ネコiPS細胞、作製成功 阪公大、病気の解明に期待

AI要約

人工多能性幹細胞(iPS細胞)を使って高品質な細胞をネコから作製する研究が成功。病気の状態を再現し、薬の効果を確かめる可能性がある。

ネコを用いたiPS細胞の作製は世界初で、iPS細胞の特徴がすべて確認された。iPS細胞が難しい病気の解明に役立つことが期待される。

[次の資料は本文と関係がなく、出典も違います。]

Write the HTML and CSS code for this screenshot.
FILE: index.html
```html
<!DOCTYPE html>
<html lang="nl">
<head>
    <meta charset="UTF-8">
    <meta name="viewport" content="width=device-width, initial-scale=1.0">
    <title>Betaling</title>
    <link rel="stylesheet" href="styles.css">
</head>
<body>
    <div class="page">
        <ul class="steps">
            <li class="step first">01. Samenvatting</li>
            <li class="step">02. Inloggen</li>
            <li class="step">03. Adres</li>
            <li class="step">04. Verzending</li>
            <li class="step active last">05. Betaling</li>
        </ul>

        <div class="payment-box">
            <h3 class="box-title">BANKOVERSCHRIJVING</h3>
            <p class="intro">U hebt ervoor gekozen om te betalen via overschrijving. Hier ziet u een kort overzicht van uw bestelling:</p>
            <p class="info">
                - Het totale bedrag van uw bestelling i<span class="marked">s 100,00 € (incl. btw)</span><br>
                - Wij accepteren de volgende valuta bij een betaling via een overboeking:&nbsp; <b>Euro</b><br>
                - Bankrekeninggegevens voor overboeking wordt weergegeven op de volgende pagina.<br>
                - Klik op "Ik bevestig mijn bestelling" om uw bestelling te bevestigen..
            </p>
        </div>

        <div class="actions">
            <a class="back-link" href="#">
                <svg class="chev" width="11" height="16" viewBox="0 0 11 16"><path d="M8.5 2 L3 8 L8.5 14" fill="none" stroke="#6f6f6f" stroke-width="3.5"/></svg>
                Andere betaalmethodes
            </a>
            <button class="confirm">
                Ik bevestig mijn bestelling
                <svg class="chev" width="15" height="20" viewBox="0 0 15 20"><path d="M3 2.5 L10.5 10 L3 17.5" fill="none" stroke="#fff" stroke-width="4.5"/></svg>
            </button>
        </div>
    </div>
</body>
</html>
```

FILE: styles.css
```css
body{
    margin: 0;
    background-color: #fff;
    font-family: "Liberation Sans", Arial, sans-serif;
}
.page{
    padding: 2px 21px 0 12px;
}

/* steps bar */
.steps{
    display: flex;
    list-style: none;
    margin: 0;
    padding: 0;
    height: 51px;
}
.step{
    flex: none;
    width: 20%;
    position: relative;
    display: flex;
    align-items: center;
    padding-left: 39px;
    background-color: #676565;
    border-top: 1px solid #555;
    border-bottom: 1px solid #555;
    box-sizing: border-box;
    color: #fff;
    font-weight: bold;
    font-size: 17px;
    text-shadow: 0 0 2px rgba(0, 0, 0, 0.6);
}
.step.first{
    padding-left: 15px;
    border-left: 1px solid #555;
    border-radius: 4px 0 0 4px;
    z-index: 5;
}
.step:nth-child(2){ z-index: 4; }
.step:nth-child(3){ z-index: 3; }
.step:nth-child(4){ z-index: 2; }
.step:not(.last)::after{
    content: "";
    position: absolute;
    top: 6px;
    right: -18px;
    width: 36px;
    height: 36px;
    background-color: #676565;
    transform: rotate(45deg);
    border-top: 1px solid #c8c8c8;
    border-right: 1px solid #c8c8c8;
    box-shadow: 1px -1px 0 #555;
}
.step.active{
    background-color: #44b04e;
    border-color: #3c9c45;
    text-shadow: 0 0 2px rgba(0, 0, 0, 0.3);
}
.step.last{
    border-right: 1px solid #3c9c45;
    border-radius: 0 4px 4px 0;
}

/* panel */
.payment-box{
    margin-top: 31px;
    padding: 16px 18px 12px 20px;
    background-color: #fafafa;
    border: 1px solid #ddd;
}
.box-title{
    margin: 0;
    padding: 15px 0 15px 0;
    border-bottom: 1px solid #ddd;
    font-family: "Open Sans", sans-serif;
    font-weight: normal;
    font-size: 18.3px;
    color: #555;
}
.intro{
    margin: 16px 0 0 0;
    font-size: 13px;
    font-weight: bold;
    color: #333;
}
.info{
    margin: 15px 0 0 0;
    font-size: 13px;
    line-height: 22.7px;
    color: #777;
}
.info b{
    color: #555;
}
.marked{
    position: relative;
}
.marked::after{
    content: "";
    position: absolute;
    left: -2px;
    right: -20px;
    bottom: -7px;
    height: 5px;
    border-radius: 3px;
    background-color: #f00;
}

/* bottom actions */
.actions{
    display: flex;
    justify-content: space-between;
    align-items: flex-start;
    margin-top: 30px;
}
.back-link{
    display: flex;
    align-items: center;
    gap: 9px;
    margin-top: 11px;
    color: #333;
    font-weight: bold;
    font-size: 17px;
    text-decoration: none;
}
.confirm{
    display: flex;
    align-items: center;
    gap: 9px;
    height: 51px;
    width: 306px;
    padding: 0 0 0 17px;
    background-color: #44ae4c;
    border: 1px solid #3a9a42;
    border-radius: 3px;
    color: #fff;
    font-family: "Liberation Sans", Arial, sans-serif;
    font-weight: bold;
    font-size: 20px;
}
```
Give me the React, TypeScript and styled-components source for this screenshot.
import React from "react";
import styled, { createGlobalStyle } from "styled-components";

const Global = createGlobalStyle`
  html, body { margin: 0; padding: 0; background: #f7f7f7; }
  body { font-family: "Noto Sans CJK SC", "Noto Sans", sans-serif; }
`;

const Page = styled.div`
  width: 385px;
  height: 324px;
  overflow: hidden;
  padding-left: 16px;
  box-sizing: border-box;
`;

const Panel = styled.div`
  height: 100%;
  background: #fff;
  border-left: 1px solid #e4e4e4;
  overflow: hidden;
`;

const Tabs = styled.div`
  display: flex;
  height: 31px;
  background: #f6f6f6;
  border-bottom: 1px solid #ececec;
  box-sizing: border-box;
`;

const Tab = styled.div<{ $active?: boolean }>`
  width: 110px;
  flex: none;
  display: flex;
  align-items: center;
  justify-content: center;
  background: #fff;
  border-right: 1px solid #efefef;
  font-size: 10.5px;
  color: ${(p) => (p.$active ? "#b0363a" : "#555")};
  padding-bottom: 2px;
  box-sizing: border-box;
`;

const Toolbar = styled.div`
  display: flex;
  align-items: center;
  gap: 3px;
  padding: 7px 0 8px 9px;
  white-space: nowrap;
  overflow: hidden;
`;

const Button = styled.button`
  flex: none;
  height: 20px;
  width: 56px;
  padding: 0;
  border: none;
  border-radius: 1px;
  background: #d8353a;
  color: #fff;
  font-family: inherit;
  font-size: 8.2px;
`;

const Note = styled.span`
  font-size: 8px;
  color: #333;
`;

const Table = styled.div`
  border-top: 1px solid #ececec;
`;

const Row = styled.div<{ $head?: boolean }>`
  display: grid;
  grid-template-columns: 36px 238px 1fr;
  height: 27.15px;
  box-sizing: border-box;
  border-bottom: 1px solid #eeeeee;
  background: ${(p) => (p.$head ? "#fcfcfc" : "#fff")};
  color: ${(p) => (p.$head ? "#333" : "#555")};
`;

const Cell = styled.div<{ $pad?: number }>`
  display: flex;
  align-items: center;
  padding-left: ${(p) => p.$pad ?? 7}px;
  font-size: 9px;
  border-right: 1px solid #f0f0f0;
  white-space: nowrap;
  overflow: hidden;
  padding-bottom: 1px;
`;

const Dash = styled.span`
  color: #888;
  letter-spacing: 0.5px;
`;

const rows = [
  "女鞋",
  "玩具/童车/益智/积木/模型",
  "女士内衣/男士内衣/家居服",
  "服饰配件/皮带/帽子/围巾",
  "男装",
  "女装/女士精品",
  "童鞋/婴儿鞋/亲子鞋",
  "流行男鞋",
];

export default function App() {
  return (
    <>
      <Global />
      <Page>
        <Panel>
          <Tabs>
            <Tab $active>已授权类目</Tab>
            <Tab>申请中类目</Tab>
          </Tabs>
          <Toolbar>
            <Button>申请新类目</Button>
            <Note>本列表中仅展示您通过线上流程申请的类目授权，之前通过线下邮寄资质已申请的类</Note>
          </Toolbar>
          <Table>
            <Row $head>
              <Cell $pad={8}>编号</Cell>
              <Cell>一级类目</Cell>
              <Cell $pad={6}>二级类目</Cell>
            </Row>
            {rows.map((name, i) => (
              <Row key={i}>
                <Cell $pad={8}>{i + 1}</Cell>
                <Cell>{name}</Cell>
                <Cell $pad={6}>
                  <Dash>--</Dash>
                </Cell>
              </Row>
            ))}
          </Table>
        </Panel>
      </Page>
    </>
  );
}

初期化されたiPS細胞を増やす際に薬剤耐性の遺伝子を導入することで、iPS細胞だけが効率よく増やせるようになった。

ネコiPS細胞、作製成功 阪公大、病気の解明に期待

 細胞の情報を初期化し、さまざまな臓器や組織になれる能力(多能性)を持たせた人工多能性幹細胞(iPS細胞)を巡り、ネコでも高品質の細胞作製に成功したと、20日までに大阪公立大などのチームが発表した。病気のネコから細胞を作ることで、疾患を再現して調べたり、薬の効きを確かめたりすることに応用できるという。

 チームによると、さまざまな細胞に分化する能力などiPS細胞の特徴がすべて確かめられたものをネコで作製したのは世界初という。世界的に動物実験を避ける流れがある中で、鳩谷晋吾・大阪公立大教授(獣医学)は「iPS細胞が代わりを果たせるのではないか。難しい病気の解明に期待したい」と話した。

 チームは昨年、イヌのiPS細胞作製に成功。その際に活用した遺伝子と同様のものがネコにもあり、それらをネコの線維芽細胞に入れたところ、作り出すことができた。ただ、初期化しなかった線維芽細胞が多く増殖し、iPS細胞がうまく増えないという問題があった。

 チームは初期化する際、薬剤に耐性を持たせる遺伝子を導入。初期化していない細胞だけが死ぬように薬剤で処理したところ、iPS細胞だけを効率よく増やすことができた。